When to Use Active Voice

Active voice is your best friend when you want to be clear and confident. It cuts through the noise and tells your reader exactly who’s doing what.

Use active voice when:

  • You want to own the action.

  • You want your writing to be lively and straightforward.

  • The actor matters.

For Example:

We conducted the survey last month.

Not: The survey was conducted last month. (Sure, it’s correct, but it’s dull.)

Active voice is like standing up and saying, “I did this.”  It’s clear that We (the subject) conducted (the action).

When to Use Passive Voice

Passive voice isn’t the enemy. It has its place, especially in academic writing, where the action or result may matter more than who did it.

Use passive voice when:

  • The doer is unknown or obvious.

  • You want to focus on the process or result, not the actor.

  • You want to sound objective and avoid personal pronouns.

For Example:

The samples were tested for contamination.

Who tested them? Doesn’t really matter here.

This sentence is passive because the subject (the samples) is receiving the action rather than doing it. The verb phrase (were tested) combines a helping verb (“were”) with a past participle (“tested”), which is the hallmark of passive voice. This structure shifts the focus from who performed the action to the action itself or its result.

Passive voice is like saying, “This happened,” without pointing fingers. It’s useful when the actor is irrelevant or you want to keep it impersonal.

Here are a few examples side by side for easy comparison:

See the difference? Active voice feels alive. Passive voice feels more formal, sometimes distant.

So how do you choose? Don’t get stuck thinking one is always right. It’s about balance and intention.

  • If you want clarity and energy, go active.

  • If you want to highlight the action or keep things neutral, go passive.

Avoid drowning your writing in passive voice — it makes your work hard to follow.

Practice Time!

Try flipping these sentences. Change passive to active or active to passive:

  1. The experiment was designed by the team.

  2. The data were collected over three months.

  3. We reviewed the literature thoroughly.

  4. The results were published in a journal.

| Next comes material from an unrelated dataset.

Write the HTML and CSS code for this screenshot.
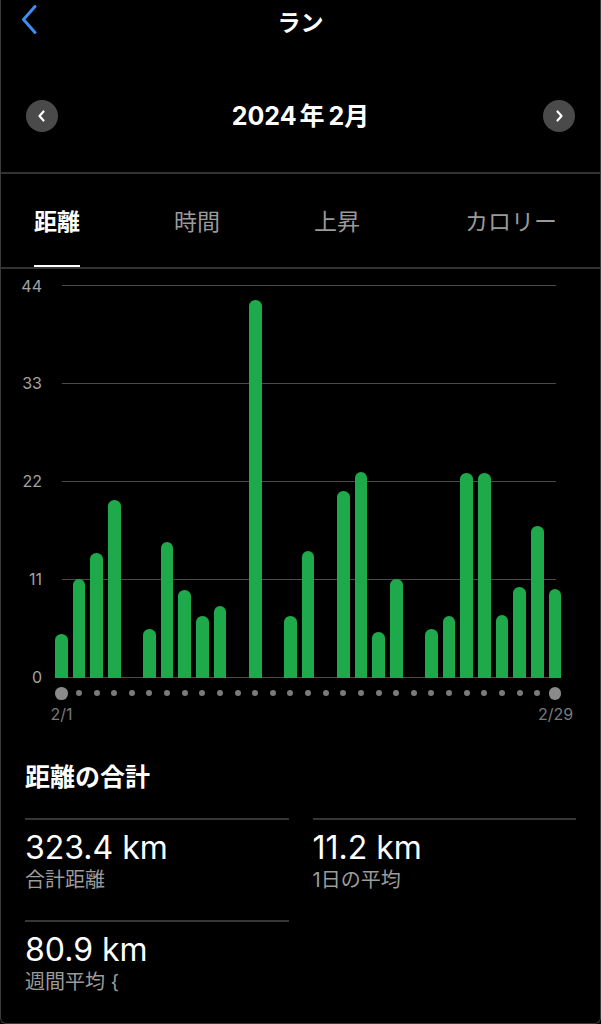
FILE: index.html
```html
<!DOCTYPE html>
<html lang="ja">
<head>
<meta charset="utf-8">
<title>ラン</title>
<link rel="stylesheet" href="styles.css">
</head>
<body>
<div class="frame">
  <header class="topbar">
    <svg class="back" width="20" height="30" viewBox="0 0 20 30" aria-hidden="true">
      <polyline points="15,1.5 3.5,14.5 15,27.5" fill="none" stroke="#3d8ef0" stroke-width="3" stroke-linecap="round" stroke-linejoin="round"/>
    </svg>
    <h1 class="title">ラン</h1>
    <span></span>
  </header>

  <nav class="monthnav">
    <button class="circle" aria-label="前月">
      <svg width="10" height="14" viewBox="0 0 10 14"><polyline points="6.5,2.5 2.5,7 6.5,11.5" fill="none" stroke="#fff" stroke-width="2.2" stroke-linecap="round" stroke-linejoin="round"/></svg>
    </button>
    <div class="month">2024<span class="unit">年</span>2月</div>
    <button class="circle" aria-label="翌月">
      <svg width="10" height="14" viewBox="0 0 10 14"><polyline points="3.5,2.5 7.5,7 3.5,11.5" fill="none" stroke="#fff" stroke-width="2.2" stroke-linecap="round" stroke-linejoin="round"/></svg>
    </button>
  </nav>

  <div class="tabs">
    <div class="tab active">距離</div>
    <div class="tab">時間</div>
    <div class="tab">上昇</div>
    <div class="tab tab-last">カロリー</div>
  </div>

  <section class="chart">
    <div class="gridlines">
      <div class="gline"><span class="ylab">44</span><span class="rule"></span></div>
      <div class="gline"><span class="ylab">33</span><span class="rule"></span></div>
      <div class="gline"><span class="ylab">22</span><span class="rule"></span></div>
      <div class="gline"><span class="ylab">11</span><span class="rule"></span></div>
      <div class="gline"><span class="ylab">0</span><span class="rule"></span></div>
    </div>
    <div class="bars">
      <div class="bar" style="height:44.2px"></div>
      <div class="bar" style="height:99.5px"></div>
      <div class="bar" style="height:124.8px"></div>
      <div class="bar" style="height:178.5px"></div>
      <div class="bar" style="height:0px"></div>
      <div class="bar" style="height:49.5px"></div>
      <div class="bar" style="height:135.8px"></div>
      <div class="bar" style="height:88.5px"></div>
      <div class="bar" style="height:62.5px"></div>
      <div class="bar" style="height:72.2px"></div>
      <div class="bar" style="height:0px"></div>
      <div class="bar" style="height:378.2px"></div>
      <div class="bar" style="height:0px"></div>
      <div class="bar" style="height:62.5px"></div>
      <div class="bar" style="height:126.8px"></div>
      <div class="bar" style="height:0px"></div>
      <div class="bar" style="height:187.5px"></div>
      <div class="bar" style="height:205.8px"></div>
      <div class="bar" style="height:45.8px"></div>
      <div class="bar" style="height:98.8px"></div>
      <div class="bar" style="height:0px"></div>
      <div class="bar" style="height:49.2px"></div>
      <div class="bar" style="height:62.2px"></div>
      <div class="bar" style="height:205.5px"></div>
      <div class="bar" style="height:205.5px"></div>
      <div class="bar" style="height:63.5px"></div>
      <div class="bar" style="height:90.8px"></div>
      <div class="bar" style="height:151.8px"></div>
      <div class="bar" style="height:89.2px"></div>
    </div>
  </section>

  <div class="dots">
    <span class="cell"><span class="dot big"></span></span>
    <span class="cell"><span class="dot"></span></span>
    <span class="cell"><span class="dot"></span></span>
    <span class="cell"><span class="dot"></span></span>
    <span class="cell"><span class="dot"></span></span>
    <span class="cell"><span class="dot"></span></span>
    <span class="cell"><span class="dot"></span></span>
    <span class="cell"><span class="dot"></span></span>
    <span class="cell"><span class="dot"></span></span>
    <span class="cell"><span class="dot"></span></span>
    <span class="cell"><span class="dot"></span></span>
    <span class="cell"><span class="dot"></span></span>
    <span class="cell"><span class="dot"></span></span>
    <span class="cell"><span class="dot"></span></span>
    <span class="cell"><span class="dot"></span></span>
    <span class="cell"><span class="dot"></span></span>
    <span class="cell"><span class="dot"></span></span>
    <span class="cell"><span class="dot"></span></span>
    <span class="cell"><span class="dot"></span></span>
    <span class="cell"><span class="dot"></span></span>
    <span class="cell"><span class="dot"></span></span>
    <span class="cell"><span class="dot"></span></span>
    <span class="cell"><span class="dot"></span></span>
    <span class="cell"><span class="dot"></span></span>
    <span class="cell"><span class="dot"></span></span>
    <span class="cell"><span class="dot"></span></span>
    <span class="cell"><span class="dot"></span></span>
    <span class="cell"><span class="dot"></span></span>
    <span class="cell"><span class="dot big"></span></span>
  </div>
  <div class="dates"><span>2/1</span><span>2/29</span></div>

  <section class="summary">
    <h2 class="summary-title">距離の合計</h2>
    <div class="stats">
      <div class="stat">
        <div class="value">323.4 km</div>
        <div class="label">合計距離</div>
      </div>
      <div class="stat">
        <div class="value">11.2 km</div>
        <div class="label">1日の平均</div>
      </div>
      <div class="stat">
        <div class="value">80.9 km</div>
        <div class="label">週間平均 {</div>
      </div>
    </div>
  </section>
</div>
</body>
</html>
```

FILE: styles.css
```css
html, body {
  margin: 0;
  padding: 0;
  background: #000;
}

body {
  font-family: Inter, "Noto Sans CJK JP", sans-serif;
  color: #fff;
}

.frame {
  height: 1024px;
  box-sizing: border-box;
  border: 1px solid #3a3a3a;
  border-top: none;
  border-radius: 0 0 6px 6px;
  overflow: hidden;
}

/* header */
.topbar {
  display: grid;
  grid-template-columns: 1fr auto 1fr;
  align-items: start;
  height: 46px;
}

.back {
  margin: 5px 0 0 19px;
  display: block;
}

.title {
  margin: 0;
  font-size: 23px;
  line-height: 46px;
  font-weight: 700;
}

/* month navigation */
.monthnav {
  display: flex;
  align-items: center;
  justify-content: space-between;
  height: 128px;
  box-sizing: border-box;
  padding: 13px 25px 0 25px;
  border-bottom: 2px solid #333;
}

.circle {
  width: 32px;
  height: 32px;
  border-radius: 50%;
  border: none;
  padding: 0;
  background: #4a4a4a;
  display: flex;
  align-items: center;
  justify-content: center;
}

.circle svg {
  display: block;
}

.month {
  font-size: 25px;
  font-weight: 700;
  line-height: 30px;
}

.unit {
  margin: 0 4px 0 3px;
}

/* tabs */
.tabs {
  display: flex;
  gap: 94px;
  padding-left: 33px;
  height: 95px;
  box-sizing: border-box;
  border-bottom: 2px solid #333;
}

.tab {
  display: flex;
  flex-direction: column;
  justify-content: space-between;
  padding-top: 33px;
  font-size: 23px;
  line-height: 30px;
  color: #9a9a9a;
}

.tab::after {
  content: "";
  height: 2px;
}

.tab.active {
  color: #fff;
  font-weight: 700;
}

.tab.active::after {
  background: #fff;
}

.tab-last {
  margin-left: 11px;
}

/* chart */
.chart {
  display: grid;
  margin-top: 16px;
}

.gridlines,
.bars {
  grid-area: 1 / 1;
}

.gridlines {
  display: flex;
  flex-direction: column;
  justify-content: space-between;
  height: 392.8px;
}

.gline {
  display: flex;
  align-items: center;
  height: 1px;
}

.ylab {
  width: 41px;
  text-align: right;
  font-size: 16px;
  line-height: 0;
  color: #a3a3a3;
}

.rule {
  margin-left: 20px;
  width: 494px;
  height: 1px;
  background: #4a4a4a;
}

.bars {
  display: flex;
  align-items: flex-end;
  gap: 4.95px;
  padding-left: 54px;
  height: 393px;
}

.bar {
  width: 12.7px;
  background: #1eaa4b;
  border-radius: 6.35px 6.35px 0 0;
}

/* day dots */
.dots {
  display: flex;
  align-items: center;
  gap: 4.95px;
  padding-left: 54px;
  margin-top: 9px;
  height: 12.7px;
}

.cell {
  width: 12.7px;
  display: flex;
  justify-content: center;
}

.dot {
  width: 6px;
  height: 6px;
  border-radius: 50%;
  background: #7a7a7a;
}

.dot.big {
  width: 12.7px;
  height: 12.7px;
  background: #8a8a8a;
}

.dates {
  display: flex;
  justify-content: space-between;
  width: 534px;
  margin: 4px 0 0 40.5px;
  font-size: 16px;
  line-height: 20px;
  color: #7a7a7a;
}

.dates span {
  width: 40px;
  text-align: center;
}

/* summary */
.summary {
  padding: 0 24px;
}

.summary-title {
  margin: 37px 0 0;
  font-size: 25px;
  line-height: 32px;
  font-weight: 700;
}

.stats {
  display: grid;
  grid-template-columns: 1fr 1fr;
  column-gap: 24px;
  margin-top: 25px;
}

.stat {
  border-top: 2px solid #363636;
  padding: 9px 0 27px;
}

.value {
  font-size: 32px;
  line-height: 38px;
  font-weight: 400;
}

.label {
  font-size: 20px;
  line-height: 26px;
  color: #9c9c9c;
}
```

  5. The author argues that the theory is flawed.

Answers:

  1. The team designed the experiment.

  2. Researchers collected the data over three months.

  3. (Already active)

  4. A journal published the results.

  5. (Already active)

Final Thoughts

Active voice is your go-to for clear, strong academic writing. Passive voice is your tool when you want to focus on the action or keep things neutral. Use both wisely. Don’t let passive voice turn your writing into a snooze fest. Own your sentences. Say what you mean, and mean what you say.